Ganhou-se a primeira batalha. O indivíduo adquiriu uma posição
oficial. O próximo passo consiste em montar um cerco ao gabinete do ministro
para lhe subtrair "espaço", isto é instalações. Como preservar a casa
portuguesa nos corredores ou nos cafés? Sem telefones? Sem um sítio para
guardar os papéis e atender pessoas? Os argumentos parecem racionais, a
reivindicação justa. Comprometido no princípio, o ministro volta a render-se. A
Comissão para a Preservação da Casa Portuguesa instala-se em duas assoalhadas,
num canto obscuro do ministério.
Daí reclama telefones, um contínuo (para recados), uma
escriturária-dactilógrafa e um técnico de terceira, destacados de outros
serviços ou contratados de fresco entre familiares indigentes. Como recusar
pedidos tão lógicos e triviais? Existe a Comissão, existem duas assoalhadas: o
resto segue-se. O trabalho vai, enfim, começar a sério.

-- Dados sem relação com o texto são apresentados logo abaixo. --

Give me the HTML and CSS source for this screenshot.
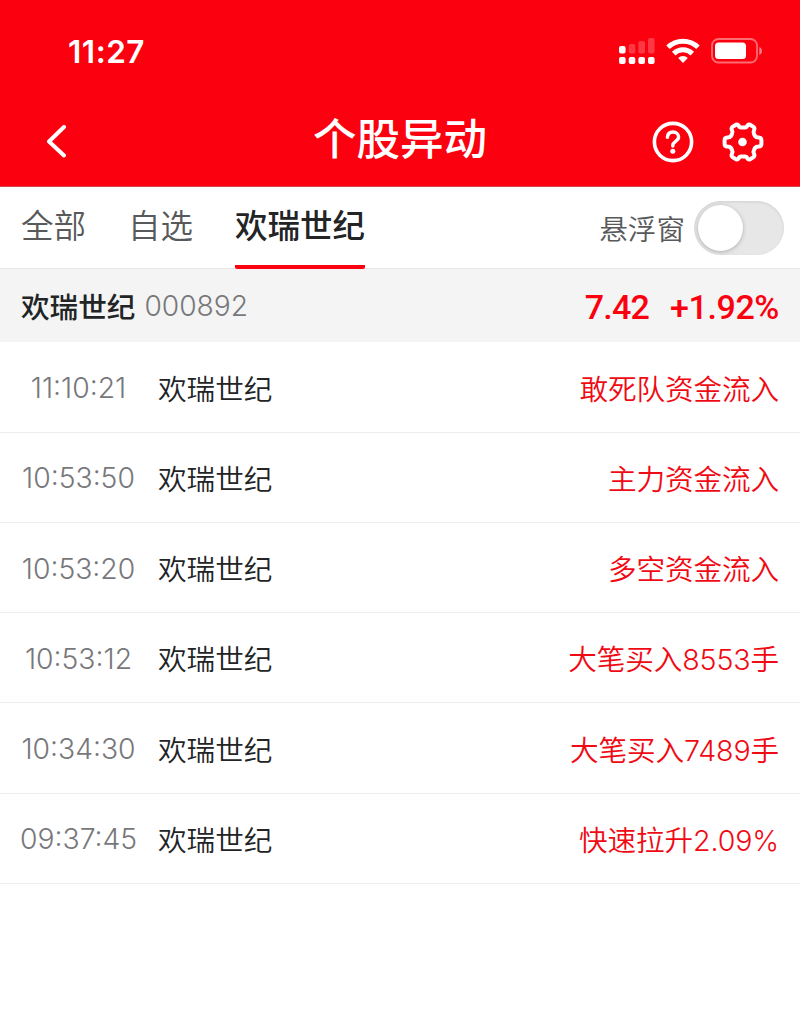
FILE: index.html
```
<!DOCTYPE html>
<html lang="zh-CN">
<head>
    <meta charset="UTF-8">
    <meta name="viewport" content="width=device-width, initial-scale=1.0">
    <title>个股异动</title>
    <link rel="stylesheet" href="styles.css">
</head>
<body>
    <div class="page">
        <header class="header">
            <div class="status-bar">
                <span class="clock">11:27</span>
                <div class="status-icons">
                    <svg class="signal" width="36" height="27" viewBox="0 0 36 27" fill="#fff">
                        <rect x="0" y="8" width="6.6" height="7.6" rx="2"/>
                        <g opacity="0.22">
                            <rect x="9.7" y="6" width="6.6" height="9.6" rx="2"/>
                            <rect x="19.4" y="3" width="6.6" height="12.6" rx="2"/>
                            <rect x="29" y="0" width="6.6" height="15.6" rx="2"/>
                        </g>
                        <rect x="0" y="19" width="6.6" height="7" rx="2"/>
                        <rect x="9.7" y="19" width="6.6" height="7" rx="2"/>
                        <rect x="19.4" y="19" width="6.6" height="7" rx="2"/>
                        <rect x="29" y="19" width="6.6" height="7" rx="2"/>
                    </svg>
                    <svg class="wifi" width="34" height="26" viewBox="0 0 34 26" fill="none" stroke="#fff" stroke-width="5">
                        <path d="M2 9.3a21.5 21.5 0 0 1 30 0"/>
                        <path d="M7.7 15.6a13.3 13.3 0 0 1 18.6 0"/>
                        <path d="M17 25l-4.8-5.1a7.2 7.2 0 0 1 9.6 0z" fill="#fff" stroke="none"/>
                    </svg>
                    <svg class="battery" width="52" height="26" viewBox="0 0 52 26">
                        <rect x="1" y="1" width="45" height="23.5" rx="6.5" fill="none" stroke="#fff" stroke-width="1.8" opacity="0.42"/>
                        <rect x="4" y="4.5" width="31" height="16.5" rx="3.5" fill="#fff"/>
                        <path d="M48.3 9v8c3.6-1.2 3.6-6.8 0-8z" fill="#fff" opacity="0.5"/>
                    </svg>
                </div>
            </div>
            <div class="nav-bar">
                <svg class="back" width="20" height="34" viewBox="0 0 20 34" fill="none" stroke="#fff" stroke-width="4" stroke-linecap="round" stroke-linejoin="round">
                    <path d="M18 2L3 16.500L18 30.500"/>
                </svg>
                <h1>个股异动</h1>
                <div class="nav-actions">
                    <svg width="42" height="42" viewBox="0 0 42 42" fill="none" stroke="#fff" stroke-width="3.6" stroke-linecap="round">
                        <circle cx="21" cy="21" r="18.6"/>
                        <path d="M15.400 16.400c.2-3.400 2.400-5.400 5.600-5.400s5.600 2.100 5.600 5c0 4.100-5.800 4.400-5.800 8.200v.8" stroke-width="3.400"/>
                        <circle cx="20.800" cy="30.300" r="2.500" fill="#fff" stroke="none"/>
                    </svg>
                    <svg width="42" height="42" viewBox="0 0 42 42" fill="none" stroke="#fff" stroke-width="4" stroke-linejoin="round">
                        <path d="M13.200 4.200Q15 2.600 16.600 4.600Q17.400 6.600 19 6.600H23Q24.600 6.600 25.400 4.600Q27 2.600 28.800 4.200L31.600 5.900Q33 7.200 32 9.400Q31 11.400 32 13L33 15Q34 16.400 36.600 16.400Q39.400 16.600 39.400 19V23Q39.400 25.400 36.600 25.600Q34 25.600 33 27L32 29Q31 30.600 32 32.600Q33 34.800 31.600 36.100L28.800 37.800Q27 39.400 25.400 37.400Q24.600 35.400 23 35.400H19Q17.400 35.400 16.600 37.400Q15 39.400 13.200 37.800L10.400 36.100Q9 34.800 10 32.600Q11 30.600 10 29L9 27Q8 25.600 5.400 25.600Q2.600 25.400 2.600 23V19Q2.600 16.600 5.400 16.400Q8 16.400 9 15L10 13Q11 11.400 10 9.400Q9 7.200 10.400 5.900Z"/>
                        <circle cx="20.500" cy="21" r="4.300" fill="#fff" stroke="none"/>
                    </svg>
                </div>
            </div>
        </header>

        <div class="tabs">
            <a class="tab">全部</a>
            <a class="tab">自选</a>
            <a class="tab active">欢瑞世纪</a>
            <div class="float-window">
                <span>悬浮窗</span>
                <div class="switch"></div>
            </div>
        </div>

        <div class="quote">
            <span class="stock-name">欢瑞世纪</span>
            <span class="stock-code">000892</span>
            <span class="price">7.42</span>
            <span class="change">+1.92%</span>
        </div>

        <ul class="list">
            <li><span class="time">11:10:21</span><span class="name">欢瑞世纪</span><span class="event">敢死队资金流入</span></li>
            <li><span class="time">10:53:50</span><span class="name">欢瑞世纪</span><span class="event">主力资金流入</span></li>
            <li><span class="time">10:53:20</span><span class="name">欢瑞世纪</span><span class="event">多空资金流入</span></li>
            <li><span class="time">10:53:12</span><span class="name">欢瑞世纪</span><span class="event">大笔买入8553手</span></li>
            <li><span class="time">10:34:30</span><span class="name">欢瑞世纪</span><span class="event">大笔买入7489手</span></li>
            <li><span class="time">09:37:45</span><span class="name">欢瑞世纪</span><span class="event">快速拉升2.09%</span></li>
        </ul>
    </div>
</body>
</html>
```
FILE: styles.css
```
* {
    box-sizing: border-box;
}

body {
    margin: 0;
    background-color: #fff;
    font-family: Inter, "Noto Sans CJK SC", sans-serif;
    font-size: 28.6px;
    font-weight: 350;
    color: #222426;
}

.page {
    width: 800px;
}

.header {
    height: 187px;
    background-color: #fb000f;
    border-bottom: 1px solid #d4474e;
    color: #fff;
}

.status-bar {
    display: flex;
    justify-content: space-between;
    align-items: center;
    height: 102px;
    padding: 0 37px 0 68px;
}

.clock {
    font-size: 31.5px;
    font-weight: 600;
    letter-spacing: 0.5px;
}

.status-icons {
    display: flex;
    align-items: center;
    gap: 11px;
}

.nav-bar {
    display: grid;
    grid-template-columns: 1fr auto 1fr;
    align-items: center;
    height: 80px;
    padding: 0 36px 0 46px;
}

h1 {
    margin: 0 10px 6px 0;
    font-size: 43.5px;
    font-weight: 500;
    line-height: 60px;
}

.nav-actions {
    display: flex;
    justify-content: flex-end;
    gap: 28px;
}

.tabs {
    display: flex;
    height: 82px;
    padding: 0 16px 0 21px;
    border-bottom: 1px solid #e8e8e8;
}

.tab {
    margin-right: 42px;
    font-size: 32.5px;
    line-height: 80px;
    color: #58595b;
}

.tab.active {
    height: 82px;
    border-bottom: 4px solid #fb000f;
    border-radius: 2px;
    font-weight: 500;
    color: #222426;
}

.float-window {
    display: flex;
    align-items: center;
    gap: 9px;
    margin-left: auto;
    color: #58595b;
}

.switch {
    width: 90px;
    height: 54px;
    padding: 4px;
    border-radius: 27px;
    background-color: #e7e7e7;
    box-shadow: inset 0 1px 3px rgba(0, 0, 0, 0.1);
}

.switch::before {
    content: "";
    display: block;
    width: 45px;
    height: 46px;
    border-radius: 50%;
    background-color: #fff;
    box-shadow: 0 1px 4px rgba(0, 0, 0, 0.25);
}

.quote {
    display: flex;
    align-items: center;
    height: 73px;
    padding: 0 22px 0 21px;
    background-color: #f4f4f4;
}

.stock-name {
    font-weight: 500;
}

.stock-code {
    margin-left: 9px;
    font-size: 28.2px;
    color: #77787b;
}

.price,
.change {
    padding-top: 2px;
    font-family: Roboto, sans-serif;
    font-size: 34px;
    font-weight: 500;
    color: #fb000f;
}

.price {
    margin-left: auto;
    letter-spacing: -0.8px;
}

.change {
    margin-left: 21px;
    margin-right: -1px;
    letter-spacing: -0.4px;
}

.list {
    margin: 0;
    padding: 0.4px 0 0;
    list-style: none;
}

.list li {
    display: flex;
    align-items: center;
    height: 90.25px;
    padding: 0 21px 0 20px;
    border-bottom: 1px solid #ececee;
}

.time {
    width: 117px;
    padding-top: 2px;
    text-align: center;
    font-size: 28.3px;
    color: #77787b;
}

.name {
    margin-left: 21px;
}

.event {
    margin-left: auto;
    letter-spacing: -0.1px;
    color: #f00a14;
}
```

A Comissão produz, após esforços esplêndidos, um documento de
dezassete páginas, com título de: "A Preservação da Casa Portuguesa:
Vectores de uma Problemática, a Nível Urbano e Rural". Forte de semelhante
obra, entra na matéria. Pouco a pouco, estende os seus tentáculos. Ocorre-lhe
desde logo que os seus objectivos são intradepartamentais. A casa portuguesa
também é da responsabilidade dos ministérios das Obras Públicas e Habitação, da
Qualidade de Vida e dos Assuntos Sociais. A Comissão exige, por consequência,
que se forme uma subcomissão com "representantes qualificados dessas áreas",
e que se lhe atribuam os respectivos subsídios. Requisita, evidentemente, um
carro para as tarefas de coordenação (e para ir a Sintra aos domingos). Mas não
se esquece nem das autarquias nem dos emigrantes. Cheios de zelo, os seus
membros partem para a província, enquanto o chefe, com mais majestade, "se
desloca" às colónias portuguesas no estrangeiro, com o objectivo de
esclarecer os emigrantes sobre as vantagens de "manter o perfil" das
nossas queridas aldeias.
Entretanto, o chefe já informou o ministro da impossibilidade
física de prosseguir estas enérgicas actividades em duas meras assoalhadas. Em
luta dura com várias direcções-gerais, institutos e gabinetes, a Comissão acaba
por conquistar mais cinco e aumenta o seu pessoal de sete para vinte e sete. Chegou
a altura de se ocupar da decisiva questão dos "contactos
internacionais". A inutilidade notória do exercício assegura que a
Comissão brilhará. No Conselho da Europa, na UNESCO, em viagens diplomáticas à
Assíria e ao Daomé, o chefe e os sócios discutirão moções, aprovarão
recomendações, estudarão acordos de intercâmbio, comerão jantares e tirarão
retratos. O mundo ficará sabendo que Portugal, país civilizado, se preocupa com
a preservação da casa portuguesa. O orçamento da Comissão subiu de três mil contos
por ano para cinquenta mil, o que a torna uma coisa digna de respeito e, pelo
menos, de uma condecoração da Embaixada Francesa.
A Comissão, porém, é precária. Não tem lei orgânica e não tem
quadro. Acima de tudo não tem quadro. Os seus membros e empregados vivem no
risco de despedimento, o que compreensivelmente os perturba, impedindo-os de
trabalhar como gostariam. Para eles, os seus inestimáveis serviços justificam,
mais, clamam, que lhes seja concedida segurança e aposentadoria. O ministro da
Cultura entende esta angústia, porque aprecia que os seus subordinados o
estimem. O ministro das Finanças, que não entra no ministério da Cultura, não
se comove tanto. Mas é-lhe explicado o alcance da preservação da casa
portuguesa, a sua indispensabilidade, o prestígio que a Comissão adquiriu em
Bogotá e em Munique, e ele contrariadamente cede.
A Comissão transforma-se, deste modo, em Instituto para a
Preservação da Casa Portuguesa, com um quadro de oitenta lugares, sendo
cinquenta instantaneamente preenchidos. Muda de instalações, recruta
telefonistas, motoristas, contínuos, técnicos, conselheiros, assessores. Gasta
agora duzentos mil contos. O chefe inscreve-se no PSD e fala-se discretamente
dele para secretário de Estado, em parte por causa de um livro de excessivo
mérito chamado "A Preservação da Casa Portuguesa: Vectores de uma
Problemática, a Nível Urbano e Rural".
A moral da história é a seguinte: se amanhã desaparecessem
duzentos mil funcionários públicos, ninguém, excepto os próprios, daria por
nada. Ou daria - daria porque pagava metade dos impostos.»
Vasco Pulido Valente
(Diário de Notícias, 5 de Fevereiro de 1984)
NOTA:
Este artigo com quase 30 anos ainda está actual!